## WRITTEN REQUEST
Take every line where the string "components" appears and copy it.

## SOURCE DATA
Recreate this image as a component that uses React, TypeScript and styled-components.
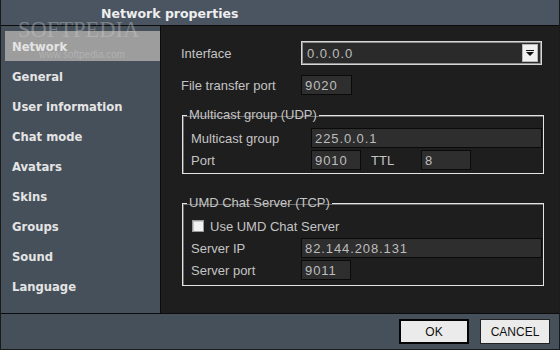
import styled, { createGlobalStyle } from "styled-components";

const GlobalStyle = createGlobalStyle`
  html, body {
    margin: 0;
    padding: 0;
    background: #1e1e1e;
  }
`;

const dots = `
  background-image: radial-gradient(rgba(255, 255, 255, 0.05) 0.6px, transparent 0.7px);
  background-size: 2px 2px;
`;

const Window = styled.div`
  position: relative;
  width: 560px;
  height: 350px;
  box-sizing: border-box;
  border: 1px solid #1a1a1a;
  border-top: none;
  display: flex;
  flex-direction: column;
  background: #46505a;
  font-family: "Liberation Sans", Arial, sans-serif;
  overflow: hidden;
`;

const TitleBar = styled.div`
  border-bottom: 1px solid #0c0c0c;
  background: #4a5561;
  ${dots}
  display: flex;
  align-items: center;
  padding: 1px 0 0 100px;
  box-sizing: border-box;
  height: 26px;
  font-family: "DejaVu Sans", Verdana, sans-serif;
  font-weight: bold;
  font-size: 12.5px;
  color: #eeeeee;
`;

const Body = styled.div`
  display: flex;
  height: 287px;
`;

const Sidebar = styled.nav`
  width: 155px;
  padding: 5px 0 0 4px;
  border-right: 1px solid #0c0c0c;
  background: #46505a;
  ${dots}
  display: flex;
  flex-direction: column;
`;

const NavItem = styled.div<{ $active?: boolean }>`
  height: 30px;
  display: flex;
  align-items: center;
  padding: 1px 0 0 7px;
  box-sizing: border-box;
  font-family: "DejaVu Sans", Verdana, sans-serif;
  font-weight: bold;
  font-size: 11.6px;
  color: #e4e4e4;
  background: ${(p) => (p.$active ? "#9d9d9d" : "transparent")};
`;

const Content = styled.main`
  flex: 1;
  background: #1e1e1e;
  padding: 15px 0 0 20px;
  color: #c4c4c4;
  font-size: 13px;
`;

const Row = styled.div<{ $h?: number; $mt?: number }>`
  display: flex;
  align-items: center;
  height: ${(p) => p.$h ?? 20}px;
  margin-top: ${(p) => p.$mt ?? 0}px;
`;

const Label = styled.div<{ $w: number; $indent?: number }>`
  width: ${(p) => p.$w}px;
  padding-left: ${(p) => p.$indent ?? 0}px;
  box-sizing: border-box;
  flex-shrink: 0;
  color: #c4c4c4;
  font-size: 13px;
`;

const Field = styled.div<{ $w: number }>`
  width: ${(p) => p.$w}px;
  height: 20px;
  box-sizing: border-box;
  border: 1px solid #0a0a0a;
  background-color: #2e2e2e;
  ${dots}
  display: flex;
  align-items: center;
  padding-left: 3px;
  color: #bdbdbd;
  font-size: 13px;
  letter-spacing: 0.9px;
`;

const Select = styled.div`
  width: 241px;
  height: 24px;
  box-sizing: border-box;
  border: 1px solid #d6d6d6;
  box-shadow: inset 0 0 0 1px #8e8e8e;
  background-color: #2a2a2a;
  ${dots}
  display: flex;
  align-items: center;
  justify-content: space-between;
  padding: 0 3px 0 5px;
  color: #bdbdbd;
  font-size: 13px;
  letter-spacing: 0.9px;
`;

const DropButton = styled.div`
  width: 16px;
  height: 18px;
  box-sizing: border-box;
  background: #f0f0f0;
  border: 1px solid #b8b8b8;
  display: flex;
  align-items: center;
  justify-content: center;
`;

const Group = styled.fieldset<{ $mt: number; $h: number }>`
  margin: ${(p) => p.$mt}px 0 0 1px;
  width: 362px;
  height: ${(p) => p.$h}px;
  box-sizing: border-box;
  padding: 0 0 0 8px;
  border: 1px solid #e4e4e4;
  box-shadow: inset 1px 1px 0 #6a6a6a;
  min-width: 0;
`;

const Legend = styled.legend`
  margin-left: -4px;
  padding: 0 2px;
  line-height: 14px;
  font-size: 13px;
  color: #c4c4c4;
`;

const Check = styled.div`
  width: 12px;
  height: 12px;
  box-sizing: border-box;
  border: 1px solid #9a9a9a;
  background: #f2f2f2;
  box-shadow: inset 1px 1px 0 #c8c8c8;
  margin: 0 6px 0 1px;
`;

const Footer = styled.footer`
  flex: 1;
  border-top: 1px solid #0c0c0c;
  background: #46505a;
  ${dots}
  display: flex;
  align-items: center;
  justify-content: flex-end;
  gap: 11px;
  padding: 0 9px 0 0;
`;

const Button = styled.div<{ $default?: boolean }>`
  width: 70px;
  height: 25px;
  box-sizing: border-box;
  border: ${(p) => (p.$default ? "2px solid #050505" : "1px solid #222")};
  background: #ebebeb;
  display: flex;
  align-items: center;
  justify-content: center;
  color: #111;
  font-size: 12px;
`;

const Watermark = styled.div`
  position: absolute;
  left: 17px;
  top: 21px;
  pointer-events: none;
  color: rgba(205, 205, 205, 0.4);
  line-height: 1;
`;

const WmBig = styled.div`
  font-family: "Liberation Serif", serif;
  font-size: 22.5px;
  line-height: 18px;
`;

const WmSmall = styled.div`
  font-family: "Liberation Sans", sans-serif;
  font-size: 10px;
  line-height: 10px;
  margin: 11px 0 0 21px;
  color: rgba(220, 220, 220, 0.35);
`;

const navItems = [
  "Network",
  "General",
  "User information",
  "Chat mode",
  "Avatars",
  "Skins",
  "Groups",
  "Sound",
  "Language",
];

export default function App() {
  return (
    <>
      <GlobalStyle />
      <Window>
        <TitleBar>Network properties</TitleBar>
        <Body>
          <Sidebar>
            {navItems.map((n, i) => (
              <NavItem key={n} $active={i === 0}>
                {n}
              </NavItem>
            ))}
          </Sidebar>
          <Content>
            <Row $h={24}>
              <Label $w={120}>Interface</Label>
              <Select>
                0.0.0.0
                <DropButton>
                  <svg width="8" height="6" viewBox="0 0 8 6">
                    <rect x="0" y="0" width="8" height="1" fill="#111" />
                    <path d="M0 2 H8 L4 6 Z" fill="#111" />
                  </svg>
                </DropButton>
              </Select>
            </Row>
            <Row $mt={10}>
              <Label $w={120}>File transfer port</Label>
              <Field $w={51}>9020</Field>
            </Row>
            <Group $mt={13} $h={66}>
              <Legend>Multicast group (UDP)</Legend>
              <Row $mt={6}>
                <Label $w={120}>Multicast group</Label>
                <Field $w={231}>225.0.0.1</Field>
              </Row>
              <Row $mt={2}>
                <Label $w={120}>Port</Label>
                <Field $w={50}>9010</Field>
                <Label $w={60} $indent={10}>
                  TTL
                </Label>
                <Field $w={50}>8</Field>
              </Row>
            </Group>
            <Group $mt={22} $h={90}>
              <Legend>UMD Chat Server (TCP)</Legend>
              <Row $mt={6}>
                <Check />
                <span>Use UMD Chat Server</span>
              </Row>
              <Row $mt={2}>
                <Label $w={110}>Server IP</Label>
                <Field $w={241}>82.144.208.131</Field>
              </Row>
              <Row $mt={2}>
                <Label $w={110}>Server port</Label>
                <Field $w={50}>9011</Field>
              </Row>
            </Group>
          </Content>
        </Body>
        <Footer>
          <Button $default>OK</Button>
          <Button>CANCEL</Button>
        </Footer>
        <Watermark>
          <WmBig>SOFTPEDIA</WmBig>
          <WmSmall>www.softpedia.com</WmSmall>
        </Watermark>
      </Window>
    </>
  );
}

## THE RESPONSE
Recreate this image as a component that uses React, TypeScript and styled-components.
import styled, { createGlobalStyle } from "styled-components";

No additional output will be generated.